Carolyn: "The viola d'amore is
distinguished by two sets of strings, one to be played, the other to vibrate
sympathetically."
MR: Fleur de Fyler plays a viola
d'amore in PF. /...the 17th C. British writer Joseph Glanvill...the scholar
gypsy appears..."I see not why the phancy of one man may
not determine
the cogitation of another rightly qualified, as easily as his bodily motion.
This influence seems to be no more unreasonable,then that of one string of a
Lute upon another; when a stroak on it causeth a proportionable motion in the
sympathizing connort, which is distant from it and not sensibly touched."
Jansy: Congs once more, MR,
for a felicitous find of this reference to a
"sympathetic Lute" in Glanvill.
VN was a keen observer, also these
vibrational phenomena are usually studied at the level
of high-school physics, and he must have been familiar with these
"echoes" even before he encountered their poetic rendering in Arnold
or Glanvill. Their verse, as in the quotation above, establishes the way
to correspondences viewed by other "synasthetics". Probably, as
we gather from SO, VN was familiar with the French symbolists from an
early age ( Rimbaud, for eg, whom I brought up long ago with "Voyelles" or "Le
Bateau Ivre",and didn't check now for the explicit link with
Ada).
To remind you,though, I'll repeat some
lines from Les Fleurs du Mal ( would these poems be related to
his choice of the name Fleur de Fyler?), from the sonnet Les
Correspondences:
Comme de longs échos qui de loin se confondent
Dans une ténébreuse et
profonde unité,
Vaste comme la nuit et comme la clarté,
Les parfums, les
couleurs et les sons se répondent.
Il est des parfums frais comme des
chairs d'enfants,
Doux comme les hautbois, verts comme les prairies,
- Et
d'autres, corrompus, riches et triomphants,
We may think that VN would be doubly interested about this kind of poetic
rendering of a divided soul, good and evil, beautiful and corrupt. "Les
Correspondances", such as outlined by Charles Baudelaire, deal openly with
the theme of "Et in Arcadia Ego" ( Ego, here, pointing not only to death
but, as in PF,"dementia"). The twins, the doppelgänger, the mirrors of
Terra and Anti terra, the sky reflected in the muddy puddles... these
contrasting realities are always present in VN's writings.
I seldom agree with those ( I remember Rorty, but I may be wrong)

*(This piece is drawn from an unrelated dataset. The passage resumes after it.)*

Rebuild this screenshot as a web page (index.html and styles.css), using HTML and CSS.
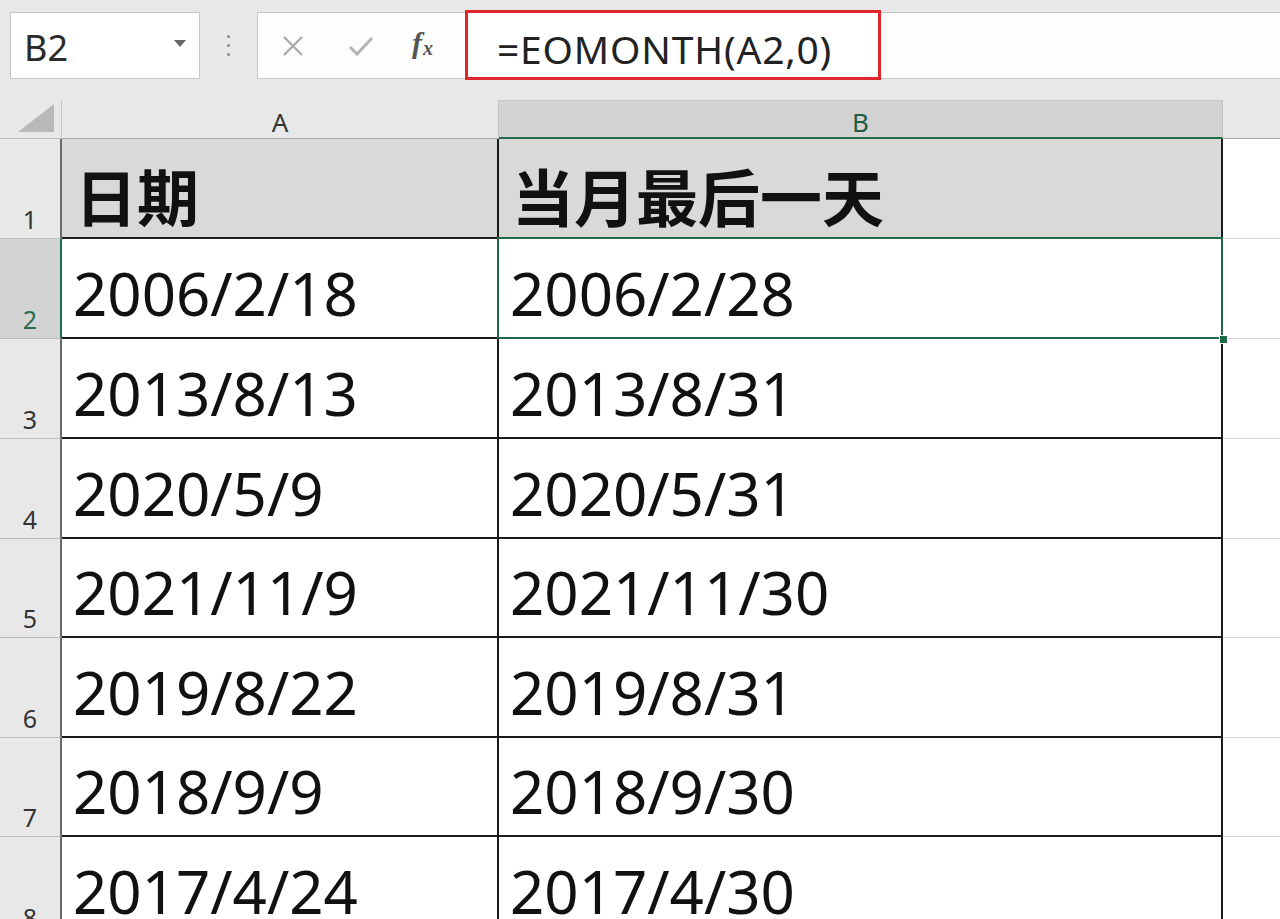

that emphasize VN's "spirituality" as resulting only
from elevated thoughts or high visions, the kind that
only resolve themselves, at last, in what is lovely, good and
positive, with the exclusion of evil..
( By the way,
could anyone inform me about Edmund Wilson - with whose work I'm not
familiar enough except for "Axel's Castle", that I don't remember,
and" To the Finland Station", which I was too lazy to read - and tell me
where, among his published works, has he written
positively about Nabokov and also where we read his public criticism
against VN? )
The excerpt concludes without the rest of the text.